Smith, porém, continua irredutível na sua crença. “Nunca tive quaisquer dúvidas de que o diário é um documento genuíno, escrito entre 1888 e 1889”, disse ao jornal britânico. “As novas e irrefutáveis provas - que no dia 9 de maio de 1992 o diário foi retirado de debaixo do soalho do quarto que fora de James Maybrick em 1889 e que foi posteriormente oferecido a um agente literário londrino, derruba quaisquer outras considerações acerca da sua autenticidade”, acredita Smith.

James Maybrick é Jack, o estripador? “É o autor mais provável”, diz Smith. “Agora é o principal suspeito, mas as disputas acerca da identidade de Jack, o Estripador, podem muito bem prolongar-se por mais um século”.

Alice no país dos suspeitos

Há dois anos, o jornal britânico Telegraph compilava uma lista com os principais suspeitos pela série de homicídios que aterrorizou a capital do Reino Unido no final dos anos 1880. Do pai de Winston Churchill, Lord Randolph Churchill, ao autor de Alice no País das Maravilhas, Lewis Carroll, a lista de 15 nomes adensa a confusão.

Jack, o Estripador, ou Jack the Ripper, como é conhecido em inglês, foi um assassino em série que matou brutalmente cinco mulheres na East End londrina, em 1888. Ao longo de 12 semanas, entre o final de agosto e a segunda semana de novembro, Jack terá morto pelo menos cinco prostitutas, cortando-lhes a garganta com uma faca, retirando-lhes, depois, os órgãos internos - estripando-as - e mutilando os corpos.

Do autor nada se sabe, à exceção de uns parcos relatos de alegadas testemunhas. Um homem “de aspeto estrangeiro”. Especula-se que tivesse formação médica ou como talhante para ter levado a cabo aqueles crimes.
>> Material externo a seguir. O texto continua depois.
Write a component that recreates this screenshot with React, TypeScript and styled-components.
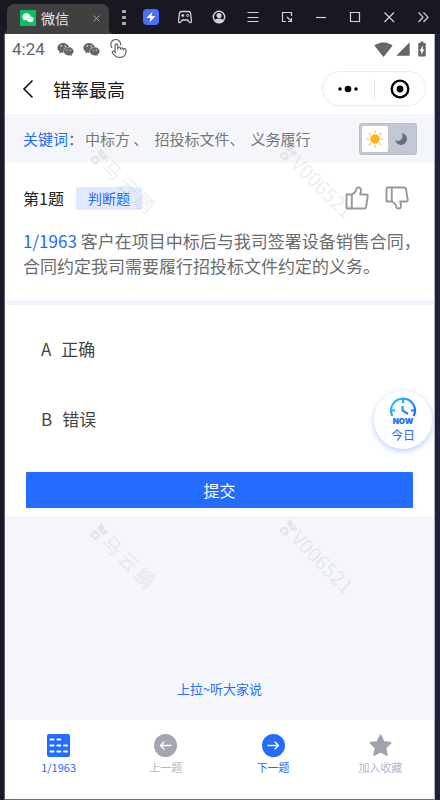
import React, { useState } from "react";
import styled, { createGlobalStyle, css } from "styled-components";
import { FaWeixin } from "react-icons/fa";
import {
  MdBatteryChargingFull,
  MdSignalCellular4Bar,
  MdSignalWifi4Bar,
} from "react-icons/md";

const BLUE = "#246bff";

const GlobalStyle = createGlobalStyle`
  * { box-sizing: border-box; }
  body {
    margin: 0;
    background: #1c1c2a;
    font-family: "Noto Sans CJK SC", "Noto Sans", sans-serif;
  }
  button { font: inherit; color: inherit; padding: 0; border: 0; background: none; cursor: pointer; }
  svg { display: block; flex: none; }
`;

const Window = styled.div`
  min-height: 100vh;
  display: flex;
  flex-direction: column;
  background: linear-gradient(90deg, #1b1927 50%, #20203a 50%);
`;

const TitleBar = styled.header`
  height: 34px;
  display: flex;
  align-items: center;
  padding: 0 0 0 7px;
  background: #181820;
  color: #d2d2d6;
`;

const Tab = styled.div`
  position: relative;
  align-self: flex-end;
  width: 102px;
  height: 30px;
  display: flex;
  align-items: center;
  gap: 5px;
  padding: 0 8px 2px 13px;
  border-radius: 7px 7px 0 0;
  background: #404041;
  color: #e6e6e6;
  font-size: 14px;
  line-height: 20px;
  &::before,
  &::after {
    content: "";
    position: absolute;
    bottom: 0;
    width: 5px;
    height: 5px;
  }
  &::before {
    right: 100%;
    background: radial-gradient(circle at 0 0, transparent 5px, #404041 5px);
  }
  &::after {
    left: 100%;
    background: radial-gradient(circle at 100% 0, transparent 5px, #404041 5px);
  }
`;

const TabLogo = styled.span`
  width: 16px;
  height: 16px;
  display: grid;
  place-items: center;
  border-radius: 1px;
  background: #08c25f;
  color: #fff;
`;

const TabClose = styled.button`
  margin-left: auto;
  color: #a8a8a8;
`;

const WindowTools = styled.div`
  flex: 1;
  display: flex;
  align-items: center;
  margin-left: 11px;
`;

const ToolButton = styled.button<{ $narrow: boolean }>`
  ${(p) =>
    p.$narrow
      ? css`
          width: 8px;
          margin-right: 6px;
        `
      : css`
          flex: 1;
        `}
  height: 20px;
  display: grid;
  place-items: center;
`;

const Screen = styled.main`
  position: relative;
  flex: 1;
  display: flex;
  flex-direction: column;
  margin: 0 5px 0 4px;
  overflow: hidden;
  border: solid;
  border-width: 0 1px 1px;
  border-color: #5f5c72 #b4b4c0 #6d6c78 #5f5c72;
  background: #fff;
`;

const StatusBar = styled.div`
  height: 30px;
  display: flex;
  align-items: center;
  gap: 9px;
  padding: 0 3px 0 7px;
  color: #666;
`;

const Clock = styled.time`
  font-family: Roboto, sans-serif;
  font-size: 17px;
  line-height: 20px;
  margin-right: 3px;
`;

const StatusRight = styled.div`
  display: flex;
  align-items: center;
  gap: 2px;
  margin-left: auto;
`;

const AppBar = styled.div`
  height: 50px;
  display: flex;
  align-items: center;
  padding: 0 8px 1px 16px;
`;

const BackButton = styled.button`
  width: 32px;
  height: 32px;
`;

const Title = styled.h1`
  margin: 0;
  font-size: 18px;
  line-height: 28px;
  font-weight: 400;
  color: #1a1a1a;
`;

const Capsule = styled.div`
  width: 104px;
  height: 35px;
  display: flex;
  align-items: center;
  margin-left: auto;
  border: 1px solid #ebebeb;
  border-radius: 18px;
`;

const CapsuleButton = styled.button`
  flex: 1;
  height: 20px;
  display: grid;
  place-items: center;
  & + & { border-left: 1px solid #e6e6e6; }
`;

const KeywordBar = styled.div`
  height: 49px;
  display: flex;
  align-items: center;
  padding: 0 17px 0 18px;
  background: #f4f6fb;
  color: #777;
  font-size: 15px;
  line-height: 24px;
`;

const KeywordLabel = styled.span`
  width: 62px;
  color: ${BLUE};
  white-space: nowrap;
`;

const Keywords = styled.div`
  display: flex;
  gap: 6px;
  white-space: nowrap;
`;

const ThemeSwitch = styled.div`
  width: 58px;
  height: 32px;
  display: flex;
  margin-left: auto;
  padding: 2px;
  border: 1px solid #b9c0cb;
  border-radius: 3px;
  background: #c2c8d3;
`;

const ThemeOption = styled.button<{ $on: boolean }>`
  flex: 1;
  display: grid;
  place-items: center;
  border-radius: 2px;
  background: ${(p) => (p.$on ? "#fff" : "transparent")};
`;

const Question = styled.section`
  height: 137px;
  padding: 21px 18px 0;
`;

const QuestionHead = styled.div`
  display: flex;
  align-items: center;
  height: 28px;
  margin-bottom: 16px;
`;

const QuestionNo = styled.h2`
  margin: 0 12px 0 0;
  font-size: 16px;
  line-height: 24px;
  font-weight: 400;
  color: #222;
`;

const TypeTag = styled.span`
  padding: 0 12px;
  border-radius: 2px;
  background: #e1e9ff;
  color: ${BLUE};
  font-size: 14px;
  line-height: 23px;
`;

const Votes = styled.div`
  display: flex;
  gap: 16px;
  margin-left: auto;
  padding-right: 7px;
`;

const QuestionText = styled.p`
  margin: 0 -8px 0 0;
  color: #6c6c6c;
  font-size: 17px;
  line-height: 25px;
`;

const Count = styled.span`
  color: ${BLUE};
`;

const Answers = styled.section`
  display: flex;
  flex-direction: column;
  padding: 9px 21px 8px;
  border-top: 5px solid #f3f5fd;
`;

const Option = styled.button`
  height: 70px;
  display: flex;
  align-items: center;
  gap: 10px;
  padding: 0 15px;
  color: #444;
  font-size: 17px;
  line-height: 24px;
  text-align: left;
`;

const Submit = styled.button`
  height: 36px;
  margin-top: 18px;
  border-radius: 1px;
  background: ${BLUE};
  color: #fff;
  font-size: 16px;
  line-height: 24px;
`;

const Discussion = styled.section`
  flex: 1;
  display: flex;
  align-items: flex-end;
  justify-content: center;
  padding-bottom: 21px;
  background: #f4f6fb;
`;

const DiscussionLink = styled.a`
  color: ${BLUE};
  font-size: 13px;
  line-height: 20px;
  text-decoration: none;
`;

const BottomNav = styled.nav`
  height: 79px;
  display: grid;
  grid-template-columns: repeat(4, 1fr);
`;

const NavButton = styled.button<{ $active?: boolean }>`
  display: flex;
  flex-direction: column;
  align-items: center;
  gap: 1px;
  padding-top: 14px;
  color: ${(p) => (p.$active ? BLUE : "#b2b6c6")};
  font-size: 11px;
  line-height: 18px;
`;

const TodayButton = styled.button`
  position: absolute;
  right: 2px;
  top: 357px;
  width: 58px;
  height: 58px;
  display: flex;
  flex-direction: column;
  align-items: center;
  padding-top: 5px;
  border-radius: 50%;
  background: #fff;
  box-shadow: 0 2px 6px rgba(36, 107, 255, 0.35);
  color: ${BLUE};
  font-size: 12px;
  line-height: 20px;
`;

const Watermark = styled.div<{ $top: number; $column: "left" | "right" }>`
  position: absolute;
  top: ${(p) => p.$top}px;
  ${(p) =>
    p.$column === "left"
      ? css`
          left: 20%;
          font-size: 19px;
        `
      : css`
          left: 64%;
          font-size: 20px;
        `}
  display: flex;
  align-items: center;
  transform: rotate(45deg);
  transform-origin: 8px 12px;
  color: rgba(120, 120, 120, 0.14);
  line-height: 24px;
  white-space: pre;
  pointer-events: none;
`;

const Mark = () => (
  <svg width="18" height="18" viewBox="0 0 18 18" fill="none" stroke="currentColor">
    <g transform="rotate(-45 9 9)">
      <circle cx="4.500" cy="12.500" r="3.200" strokeWidth="2.600" />
      <path d="M7 5.500 10.500 0l3.500 5-3.500 5zM10.500 10.500l4-4.500 3.500 5-6 1z" fill="currentColor" stroke="none" />
    </g>
  </svg>
);

const TouchIcon = () => (
  <svg width="19" height="20" viewBox="0 0 19 20" fill="none" stroke="currentColor" strokeWidth="1.800" strokeLinecap="round" strokeLinejoin="round">
    <path d="M2.800 8.300A4.900 4.900 0 1 1 11.600 6" strokeWidth="1.200" />
    <g transform="translate(2 3.500) scale(.68)">
      <path d="M18 11v-1a2 2 0 0 0-4 0M14 10V9a2 2 0 0 0-4 0v1M10 9.500V4a2 2 0 0 0-4 0v10M18 11a2 2 0 1 1 4 0v3a8 8 0 0 1-8 8h-2c-2.800 0-4.500-.860-5.990-2.340l-3.600-3.600a2 2 0 0 1 2.830-2.820L7 15" />
    </g>
  </svg>
);

const Thumb = ({ down = false }: { down?: boolean }) => (
  <svg width="24" height="24" viewBox="0 0 24 24" fill="none" stroke="#999" strokeWidth="1.900" strokeLinejoin="round">
    <g transform={down ? "matrix(1 0 0 -1 0 24)" : undefined}>
      <path d="M1.500 8.500h5.300v14H2.600a1.100 1.100 0 0 1-1.100-1.100z" />
      <path d="M6.800 8.500c3-1.400 4.200-3.200 4.700-6 .3-1.400 4.200-1.600 4.500 1.200.1 1.600-.3 3.200-.8 4.800h6.200c.9 0 1.400.6 1.300 1.500l-1.600 11c-.1.900-.8 1.500-1.700 1.500H6.800" />
    </g>
  </svg>
);

const Sun = () => (
  <svg width="18" height="18" viewBox="0 0 18 18" fill="#ffb41f" stroke="#ffb41f" strokeWidth="1.200" strokeLinecap="round">
    <circle cx="9" cy="9" r="4.200" />
    <path d="M9 1v1.500M9 15.500V17M1 9h1.500M15.500 9H17M3.300 3.300l1 1M13.700 13.700l1 1M3.300 14.700l1-1M13.700 4.300l1-1" />
  </svg>
);

const Moon = () => (
  <svg width="14" height="14" viewBox="0 0 14 14">
    <path d="M7.800 1a6 6 0 1 1-6.700 7.200c2 1.200 4.600 1 6-.6 1.600-1.800 1.800-4.400.7-6.600z" fill="#666f80" />
  </svg>
);

const TodayIcon = () => (
  <svg width="30" height="29" viewBox="0 0 30 29" fill="none">
    <defs>
      <linearGradient id="today" gradientUnits="userSpaceOnUse" x1="4" y1="4" x2="25" y2="22">
        <stop offset="0" stopColor="#2cc8f8" />
        <stop offset="1" stopColor="#1768ff" />
      </linearGradient>
    </defs>
    <path d="M4.300 20A12 12 0 1 1 25.700 20M15 3v4M3 14.500h4M23 14.500h4M14.500 10v4.500l5.500 3.500" stroke="url(#today)" strokeWidth="2.200" />
    <text x="15" y="28" textAnchor="middle" fill={BLUE} fontFamily="Inter, sans-serif" fontSize="8" fontWeight="900">NOW</text>
  </svg>
);

const ArrowDisc = ({ back = false }: { back?: boolean }) => (
  <svg width="23" height="23" viewBox="0 0 23 23" fill="none">
    <circle cx="11.500" cy="11.500" r="11.500" fill={back ? "#a2a6b0" : BLUE} />
    <path
      d={back ? "M17 11.500H6.500M10 8l-3.500 3.500L10 15" : "M6 11.500h10.500M13 8l3.500 3.500L13 15"}
      stroke="#fff" strokeWidth="1.400" strokeLinecap="round" strokeLinejoin="round"
    />
  </svg>
);

const ListIcon = () => (
  <svg width="23" height="23" viewBox="0 0 23 23">
    <rect width="23" height="23" rx="2" fill={BLUE} />
    <path d="M3.500 5.500h3M10.300 5.500h3M3.500 11.500h3M10.300 11.500h3M17 11.500h3M3.500 17.500h3M10.300 17.500h3M17 17.500h3" stroke="#fff" strokeWidth="2" strokeLinecap="round" />
  </svg>
);

const StarIcon = () => (
  <svg width="23" height="23" viewBox="0 0 23 23">
    <path d="M11.500 1.500l3 6.400 7 .9-5.100 4.900 1.300 7.300-6.200-3.500L5.300 21l1.300-7.300L1.500 8.800l7-.9z" fill="#9fa4ae" stroke="#9fa4ae" strokeWidth="2" strokeLinejoin="round" />
  </svg>
);

const toolIcons: { label: string; width: number; art: React.ReactNode }[] = [
  { label: "更多", width: 6, art: <path d="M1 1h4v3H1zM1 7h4v3H1zM1 13h4v3H1z" fill="#aaa" stroke="none" /> },
  {
    label: "加速", width: 16,
    art: <><rect width="16" height="16" rx="4" fill="#4a70f5" stroke="none" /><path d="M9.500 2.500 3.500 9h4l-1 4.500 6-6.500h-4z" fill="#fff" stroke="none" /></>,
  },
  {
    label: "手柄", width: 16,
    art: <path d="M4.500 2.500h7c1.500 0 2 .8 2.200 2.500l.7 7c.2 1.800-1.200 2-2.200.8L10.700 11H5.300l-1.500 1.800c-1 1.200-2.400 1-2.200-.8l.7-7c.2-1.700.7-2.500 2.200-2.500zM4.300 6.500h3M5.800 5v3M9.200 6.500h1M11.300 6.500h1M10.700 5v.9M10.700 7.200v.9" strokeWidth="1.300" />,
  },
  {
    label: "账号", width: 16,
    art: <><circle cx="8" cy="8" r="5.700" strokeWidth="1.500" /><circle cx="8" cy="6.500" r="2" fill="currentColor" /><path d="M4 12c1-2.500 7-2.500 8 0-2 2.300-6 2.300-8 0z" fill="currentColor" /></>,
  },
  { label: "菜单", width: 12, art: <path d="M.5 3.500h11M.5 8.500h11M.5 12.500h11" /> },
  { label: "缩放", width: 12, art: <path d="M5 12.500H1.500v-9h9V7M6 8l4.500 4.500M10.500 9v3.500H7" /> },
  { label: "最小化", width: 12, art: <path d="M1 8.500h10" /> },
  { label: "最大化", width: 12, art: <path d="M1.500 3.500h9v9h-9z" /> },
  { label: "关闭", width: 12, art: <path d="m1.500 3.500 9.500 9.500M11 3.500 1.500 13" /> },
  { label: "展开", width: 12, art: <path d="m1.500 3.500 4.500 4.700L1.500 13M6.500 3.500 11 8.200 6.500 13" /> },
];

const keywords = ["中标方 、", "招投标文件、", "义务履行"];

export default function App() {
  const [dark, setDark] = useState(false);
  return (
    <Window>
      <GlobalStyle />
      <TitleBar>
        <Tab>
          <TabLogo><FaWeixin size={12} /></TabLogo>
          微信
          <TabClose aria-label="关闭标签">
            <svg width="9" height="9" viewBox="0 0 9 9" stroke="currentColor"><path d="m1.500 1.500 6 6M7.500 1.500l-6 6" /></svg>
          </TabClose>
        </Tab>
        <WindowTools>
          {toolIcons.map((t) => (
            <ToolButton key={t.label} $narrow={t.width < 10} aria-label={t.label}>
              <svg width={t.width} height="16" viewBox={`0 0 ${t.width} 16`} fill="none" stroke="currentColor" strokeWidth="1.200">{t.art}</svg>
            </ToolButton>
          ))}
        </WindowTools>
      </TitleBar>
      <Screen>
        <StatusBar>
          <Clock>4:24</Clock>
          <FaWeixin size={17} />
          <FaWeixin size={17} />
          <TouchIcon />
          <StatusRight>
            <MdSignalWifi4Bar size={19} />
            <MdSignalCellular4Bar size={16} />
            <MdBatteryChargingFull size={18} />
          </StatusRight>
        </StatusBar>
        <AppBar>
          <BackButton aria-label="返回">
            <svg width="16" height="32" viewBox="0 0 16 32" fill="none" stroke="#111" strokeWidth="1.600"><path d="m11.500 7.500-8.500 8.500 8.500 8.500" /></svg>
          </BackButton>
          <Title>错率最高</Title>
          <Capsule>
            <CapsuleButton aria-label="更多选项">
              <svg width="22" height="8" viewBox="0 0 22 8"><circle cx="3" cy="4" r="1.800" /><circle cx="11" cy="4" r="3.300" /><circle cx="19" cy="4" r="1.800" /></svg>
            </CapsuleButton>
            <CapsuleButton aria-label="退出小程序">
              <svg width="20" height="20" viewBox="0 0 20 20"><circle cx="10" cy="10" r="8.300" fill="none" stroke="#000" strokeWidth="2.300" /><circle cx="10" cy="10" r="3.400" /></svg>
            </CapsuleButton>
          </Capsule>
        </AppBar>
        <KeywordBar>
          <KeywordLabel>关键词：</KeywordLabel>
          <Keywords>
            {keywords.map((k) => <span key={k}>{k}</span>)}
          </Keywords>
          <ThemeSwitch>
            <ThemeOption $on={!dark} aria-label="日间模式" onClick={() => setDark(false)}><Sun /></ThemeOption>
            <ThemeOption $on={dark} aria-label="夜间模式" onClick={() => setDark(true)}><Moon /></ThemeOption>
          </ThemeSwitch>
        </KeywordBar>
        <Question>
          <QuestionHead>
            <QuestionNo>第1题</QuestionNo>
            <TypeTag>判断题</TypeTag>
            <Votes>
              <button aria-label="赞"><Thumb /></button>
              <button aria-label="踩"><Thumb down /></button>
            </Votes>
          </QuestionHead>
          <QuestionText><Count>1/1963</Count> 客户在项目中标后与我司签署设备销售合同，合同约定我司需要履行招投标文件约定的义务。</QuestionText>
        </Question>
        <Answers>
          <Option><span>A</span><span>正确</span></Option>
          <Option><span>B</span><span>错误</span></Option>
          <Submit>提交</Submit>
        </Answers>
        <Discussion>
          <DiscussionLink href="#discussion">上拉~听大家说</DiscussionLink>
        </Discussion>
        <BottomNav>
          <NavButton $active><ListIcon />1/1963</NavButton>
          <NavButton><ArrowDisc back />上一题</NavButton>
          <NavButton $active><ArrowDisc />下一题</NavButton>
          <NavButton><StarIcon />加入收藏</NavButton>
        </BottomNav>
        <TodayButton><TodayIcon />今日</TodayButton>
        {[110, 485].map((top) => (
          <React.Fragment key={top}>
            <Watermark $top={top} $column="left"><Mark />马 云 鹏</Watermark>
            <Watermark $top={top - 4} $column="right"><Mark />V006521</Watermark>
          </React.Fragment>
        ))}
      </Screen>
    </Window>
  );
}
Sabemos-lhe o nome, porém, porque ele mesmo, ao que parece, enviou uma carta para uma agência de notícias britânica, a 30 de setembro de 1888 - a chamada carta “Querido Chefe” (Dear Boss) -, que alguns peritos no assunto pensam ter sido escrita pelo próprio assassino.

Nesta carta, Jack apresenta-se com o nome por que todos o conhecem - Jack the Ripper - e descreve o gozo que tem no facto de o as autoridades não o conseguirem apanhar. E não conseguiram mesmo. Numa altura em que a ciência não podia sequer distinguir o sangue humano do sangue animal, as provas forenses não existem para indicar o caminho.